* **Aim**: Go through the records and show each line where the word "styles" occurs.

══════════

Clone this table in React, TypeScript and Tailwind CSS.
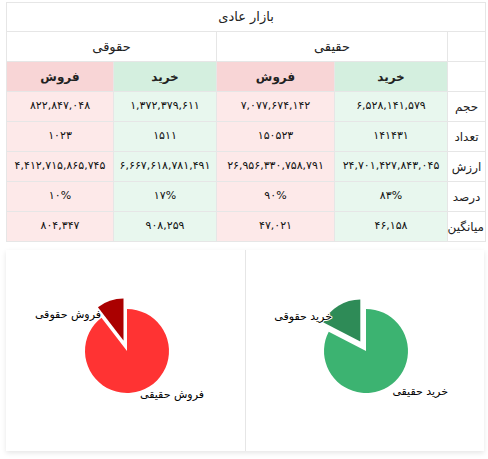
type Row = {
    label: string;
    values: [string, string, string, string];
};

const rows: Row[] = [
    { label: 'حجم', values: ['۶,۵۲۸,۱۴۱,۵۷۹', '۷,۰۷۷,۶۷۴,۱۴۲', '۱,۳۷۲,۳۷۹,۶۱۱', '۸۲۲,۸۴۷,۰۴۸'] },
    { label: 'تعداد', values: ['۱۴۱۴۳۱', '۱۵۰۵۲۳', '۱۵۱۱', '۱۰۲۳'] },
    { label: 'ارزش', values: ['۲۴,۷۰۱,۴۲۷,۸۴۳,۰۴۵', '۲۶,۹۵۶,۳۳۰,۷۵۸,۷۹۱', '۶,۶۶۷,۶۱۸,۷۸۱,۴۹۱', '۴,۴۱۲,۷۱۵,۸۶۵,۷۴۵'] },
    { label: 'درصد', values: ['۸۳%', '۹۰%', '۱۷%', '۱۰%'] },
    { label: 'میانگین', values: ['۴۶,۱۵۸', '۴۷,۰۲۱', '۹۰۸,۲۵۹', '۸۰۴,۳۴۷'] },
];

const cellBg = ['bg-[#e8f7ee]', 'bg-[#fde9e9]', 'bg-[#e8f7ee]', 'bg-[#fde9e9]'];

type PieProps = {
    part: number;
    main: string;
    dark: string;
    mainLabel: string;
    partLabel: string;
    partLabelPos: [number, number];
    mainLabelPos: [number, number];
};

function Pie({ part, main, dark, mainLabel, partLabel, partLabelPos, mainLabelPos }: PieProps) {
    const cx = 120;
    const cy = 101;
    const r = 42;
    const d = 11;
    const theta = part * 2 * Math.PI;
    const pt = (a: number, ox = 0, oy = 0) => [cx + ox + r * Math.sin(a), cy + oy - r * Math.cos(a)];

    // slice grande
    const [ex, ey] = pt(2 * Math.PI - theta);
    const mainPath = `M${cx},${cy} L${cx},${cy - r} A${r},${r} 0 1 1 ${ex},${ey} Z`;

    // slice separada
    const mid = 2 * Math.PI - theta / 2;
    const ox = d * Math.sin(mid);
    const oy = -d * Math.cos(mid);
    const [sx, sy] = pt(2 * Math.PI - theta, ox, oy);
    const [tx, ty] = pt(0, ox, oy);
    const partPath = `M${cx + ox},${cy + oy} L${sx},${sy} A${r},${r} 0 0 1 ${tx},${ty} Z`;

    const labelProps = {
        direction: 'rtl' as const,
        textAnchor: 'start' as const,
        fontSize: 11,
        fill: '#000',
        stroke: '#fff',
        strokeWidth: 2,
        paintOrder: 'stroke',
        strokeLinejoin: 'round' as const,
    };

    return (
        <svg width="238" height="201" className="block">
            <path d={mainPath} fill={main} />
            <path d={partPath} fill={dark} />
            <text x={partLabelPos[0]} y={partLabelPos[1]} {...labelProps}>
                {partLabel}
            </text>
            <text x={mainLabelPos[0]} y={mainLabelPos[1]} {...labelProps}>
                {mainLabel}
            </text>
        </svg>
    );
}

export default function App() {
    return (
        <div className="min-h-[459px] bg-white font-['DejaVu_Sans',sans-serif] text-[#222]">
            <div className="pt-[2px] pl-[6px]">
                <table dir="rtl" className="w-[479px] table-fixed border-collapse border border-[#e6e6e6] text-center text-[12px]">
                    <colgroup>
                        <col className="w-[38px]" />
                        <col className="w-[113px]" />
                        <col className="w-[118px]" />
                        <col className="w-[103px]" />
                        <col className="w-[107px]" />
                    </colgroup>
                    <thead>
                        <tr className="h-[29px]">
                            <th colSpan={5} className="border-b border-[#e6e6e6] text-[13px] font-normal">
                                بازار عادی
                            </th>
                        </tr>
                        <tr className="h-[30px]">
                            <th className="border border-[#e6e6e6]"></th>
                            <th colSpan={2} className="border border-[#e6e6e6] text-[13px] font-normal">حقیقی</th>
                            <th colSpan={2} className="border border-[#e6e6e6] text-[13px] font-normal">حقوقی</th>
                        </tr>
                        <tr className="h-[30px]">
                            <th className="border border-[#e6e6e6]"></th>
                            <th className="border border-[#e6e6e6] bg-[#d4efdf] font-bold">خرید</th>
                            <th className="border border-[#e6e6e6] bg-[#f8d5d6] font-bold">فروش</th>
                            <th className="border border-[#e6e6e6] bg-[#d4efdf] font-bold">خرید</th>
                            <th className="border border-[#e6e6e6] bg-[#f8d5d6] font-bold">فروش</th>
                        </tr>
                    </thead>
                    <tbody>
                        {rows.map((row) => (
                            <tr key={row.label} className="h-[30px]">
                                <td className="whitespace-nowrap border border-[#e6e6e6] px-[1px]">{row.label}</td>
                                {row.values.map((v, i) => (
                                    <td key={i} className={`whitespace-nowrap border border-[#e6e6e6] px-[3px] text-[11px] text-[#111] ${cellBg[i]}`}>
                                        {v}
                                    </td>
                                ))}
                            </tr>
                        ))}
                    </tbody>
                </table>
            </div>

            <div dir="rtl" className="ml-[6px] mt-[8px] flex h-[201px] w-[478px] bg-white shadow-[0_2px_5px_rgba(0,0,0,0.1)]">
                <div className="w-[239px] border-l border-[#e6e6e6]">
                    <Pie
                        part={0.1737}
                        main="#3cb371"
                        dark="#2e8b57"
                        partLabel="خرید حقوقی"
                        mainLabel="خرید حقیقی"
                        partLabelPos={[86, 70]}
                        mainLabelPos={[202, 145]}
                    />
                </div>
                <div className="w-[239px]">
                    <Pie
                        part={0.104}
                        main="#ff3333"
                        dark="#aa0000"
                        partLabel="فروش حقوقی"
                        mainLabel="فروش حقیقی"
                        partLabelPos={[94, 68]}
                        mainLabelPos={[197, 148]}
                    />
                </div>
            </div>
        </div>
    );
}
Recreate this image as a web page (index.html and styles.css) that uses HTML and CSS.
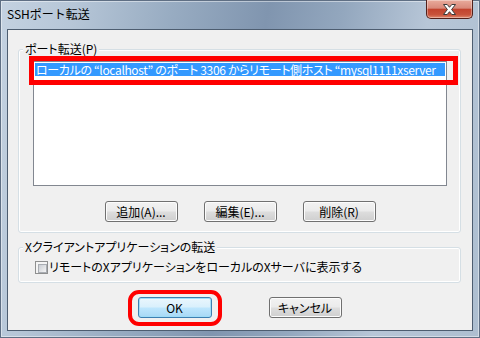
FILE: index.html
```html
<!DOCTYPE html>
<html>
<head>
<title>SSHポート転送</title>
<meta charset="UTF-8">
<link rel="stylesheet" href="styles.css">
</head>
<body>

<div class="window">
  <div class="titlebar">
    <span class="title">SSHポート転送</span>
    <button class="close" title="閉じる">
      <svg width="13" height="11" viewBox="0 0 13 11">
        <path d="M0.5 0.5H4.2L6.5 3.3L8.8 0.5H12.5L8.6 5.5L12.5 10.5H8.8L6.5 7.7L4.2 10.5H0.5L4.4 5.5Z" fill="#fff" stroke="#3a3a3a" stroke-width="1"/>
      </svg>
    </button>
  </div>

  <div class="client">
    <fieldset class="group">
      <legend>ポート転送(P)</legend>
      <div class="group-body forward">
        <div class="listbox">
          <div class="list-item selected">ローカルの “localhost” のポート 3306 からリモート側ホスト “mysql1111xserver</div>
          <div class="mark mark-list"></div>
        </div>
        <div class="button-row">
          <button class="btn">追加(A)...</button>
          <button class="btn">編集(E)...</button>
          <button class="btn">削除(R)</button>
        </div>
      </div>
    </fieldset>

    <fieldset class="group group-x">
      <legend>Xクライアントアプリケーションの転送</legend>
      <div class="group-body xfwd">
        <label class="check-row">
          <span class="check"></span>
          <span class="check-label">リモートのXアプリケーションをローカルのXサーバに表示する</span>
        </label>
      </div>
    </fieldset>

    <div class="dialog-buttons">
      <span class="mark-wrap">
        <button class="btn btn-default">OK</button>
        <span class="mark mark-ok"></span>
      </span>
      <button class="btn">キャンセル</button>
    </div>
  </div>
</div>

</body>
</html>
```

FILE: styles.css
```css
* {
  box-sizing: border-box;
}
html, body {
  margin: 0;
  height: 100%;
}
body {
  font-family: "Noto Sans CJK JP", "Liberation Sans", sans-serif;
  font-size: 12px;
  color: #000;
  overflow: hidden;
  background: #fff;
}

/* aero frame */
.window {
  width: 480px;
  height: 338px;
  display: flex;
  flex-direction: column;
  padding: 0 7px 7px 7px;
  background: linear-gradient(100deg, #c4d2e1 0%, #b6c6d7 14%, #98acc2 32%, #8095af 50%, #93a7be 64%, #b7c6d7 80%, #adbed0 100%);
  box-shadow: inset 0 0 0 1px #5f6f84, inset 0 0 0 2px rgba(255, 255, 255, .45);
}
.titlebar {
  height: 29px;
  display: flex;
  align-items: flex-start;
}
.title {
  padding-top: 6px;
  line-height: 15px;
  font-size: 12px;
}
.close {
  margin-left: auto;
  width: 47px;
  height: 19px;
  padding: 0;
  border: 1px solid #52201a;
  border-top: 0;
  border-radius: 0 0 5px 5px;
  background: linear-gradient(#e9ab9c 0%, #d9897a 45%, #c2432e 52%, #c8533b 82%, #e08a70 100%);
  box-shadow: inset 0 0 0 1px rgba(255, 255, 255, .35);
  display: flex;
  align-items: center;
  justify-content: center;
}

/* client area */
.client {
  flex: 1;
  background: #f0f0f0;
  border: 1px solid #4d5d70;
  padding: 12px 11px 0 10px;
}
.group {
  margin: 0;
  padding: 0;
  min-width: 0;
  border: 1px solid #d5dfe5;
  border-radius: 3px;
  box-shadow: inset 0 0 0 1px #fff;
}
.group legend {
  margin-left: 4px;
  padding: 0 2px;
  line-height: 14px;
  background: #f0f0f0;
  font-feature-settings: "palt";
}
.group-x {
  margin-top: 7px;
}
.forward {
  padding: 5px 13px 10px 14px;
}
.xfwd {
  padding: 6px 13px 8px 16px;
}

.listbox {
  position: relative;
  height: 125px;
  border: 1px solid #828790;
  background: #fff;
  padding: 1px;
}
.list-item {
  height: 13px;
  line-height: 13px;
  padding-left: 1px;
  white-space: nowrap;
  letter-spacing: -0.35px;
  font-feature-settings: "palt";
}
.list-item.selected {
  background: #3399ff;
  color: #fff;
}

.button-row {
  margin-top: 15px;
  display: flex;
  justify-content: center;
  gap: 26px;
}
.btn {
  width: 73px;
  height: 21px;
  padding: 0;
  border: 1px solid #707070;
  border-radius: 3px;
  background: linear-gradient(#f2f2f2 0%, #ebebeb 48%, #dddddd 52%, #cfcfcf 100%);
  box-shadow: inset 0 0 0 1px #fcfcfc;
  font-family: inherit;
  font-size: 12px;
  line-height: 19px;
  color: #000;
  font-feature-settings: "palt";
}
.btn-default {
  width: 74px;
  border-color: #3c7fb1;
  background: linear-gradient(#eaf6fd 0%, #d9f0fc 48%, #bee6fd 52%, #a7d9f5 100%);
  box-shadow: inset 0 0 0 1px #9fdcf7;
}

.check-row {
  display: flex;
  align-items: center;
  line-height: 14px;
}
.check {
  width: 13px;
  height: 13px;
  border: 1px solid #8e8f8f;
  background: #f4f4f4;
  padding: 2px;
  margin-right: 1px;
}
.check::before {
  content: "";
  display: block;
  width: 100%;
  height: 100%;
  border: 1px solid #a9adb3;
  background: linear-gradient(135deg, #c9cdd3, #f4f4f4);
}
.check-label {
  font-feature-settings: "palt";
}

.dialog-buttons {
  margin-top: 14px;
  display: flex;
  justify-content: center;
  gap: 57px;
}
.mark-wrap {
  position: relative;
  display: flex;
}

/* red annotation frames */
.mark {
  position: absolute;
  border-style: solid;
  border-color: #ff0000;
  pointer-events: none;
}
.mark-list {
  top: -6px;
  left: -5px;
  width: 429px;
  height: 29px;
  border-width: 5px;
}
.mark-ok {
  top: -7px;
  left: -10px;
  right: -10px;
  bottom: -8px;
  border-width: 4px;
  border-radius: 11px;
}
```
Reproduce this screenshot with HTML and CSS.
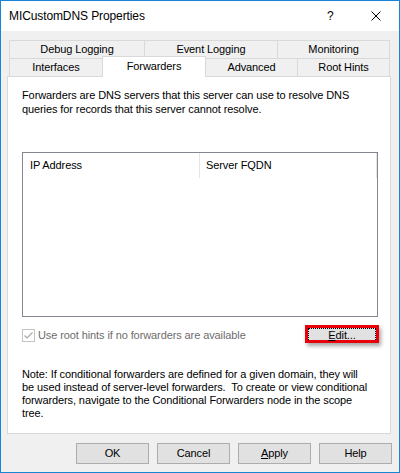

══════════

* **Result for this exercise**:
Recreate this image as a web page (index.html and styles.css) that uses HTML and CSS.
<link rel="stylesheet" href="styles.css">
FILE: styles.css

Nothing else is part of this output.